Leave two empty lines between sections for the same reason.
Indent by two spaces.
## C++ / C++ headers
Include the copyright notice as present in the template at the top of
each file.
Don't use excessive comments, use descriptive names instead.
There is no such thing as too long names (within reason, of course).
Put comments on their own lines.
Format comments to improve readability, don't have long single-line comments.
Indent by four spaces.
Put opening curly braces used for scoping (namespaces, functions, conditions,
loops, etc.) on the same line as the code declaring the scope and the
corresponding closing curly braces on their own line indented the same
as the code declaring the scope.
(Java-style... How do I reword this properly?)
Put a line break after `template <typename T>`.
Use camel case names where possible except for constants which should use
all uppercase letters and underscores for their names.
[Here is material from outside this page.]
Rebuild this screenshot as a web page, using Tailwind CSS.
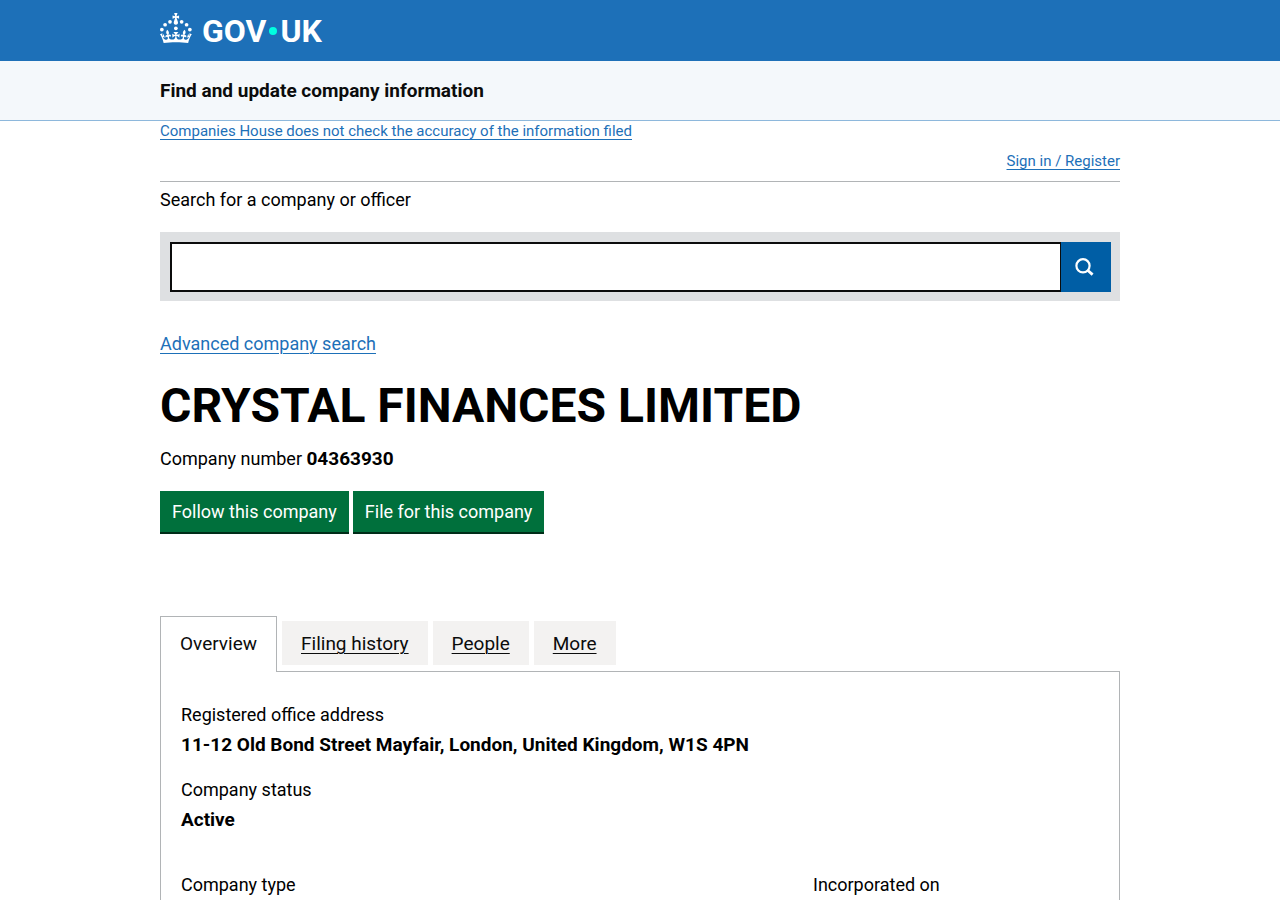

Variables and functions start with a lowercase letter, classes and structs
with an uppercase letter.
Avoid abbreviations unless they are well known acronyms and/or
universally used.
Use explicitly sized data types where possible.
For example, use `int32_t` instead of `int`.
## Shell Script
Use the hash bang `#!/usr/bin/env bash`.
Include the copyright notice as present in the template below the hash bang.
Indent by four spaces.
Don't have comments that go beyond 80 characters per line, preferably
slightly less.
Put special commands like `then` and `do` on the same line as the control
structure they belong to. Use the same indent for special commands like
`fi` and `done` as for the control structure they belong to.
Use uppercase variable names with underscores except for loops where
lowercase variable names with underscores may be used for counters and
iterators.
Be verbose about every step that is being taken.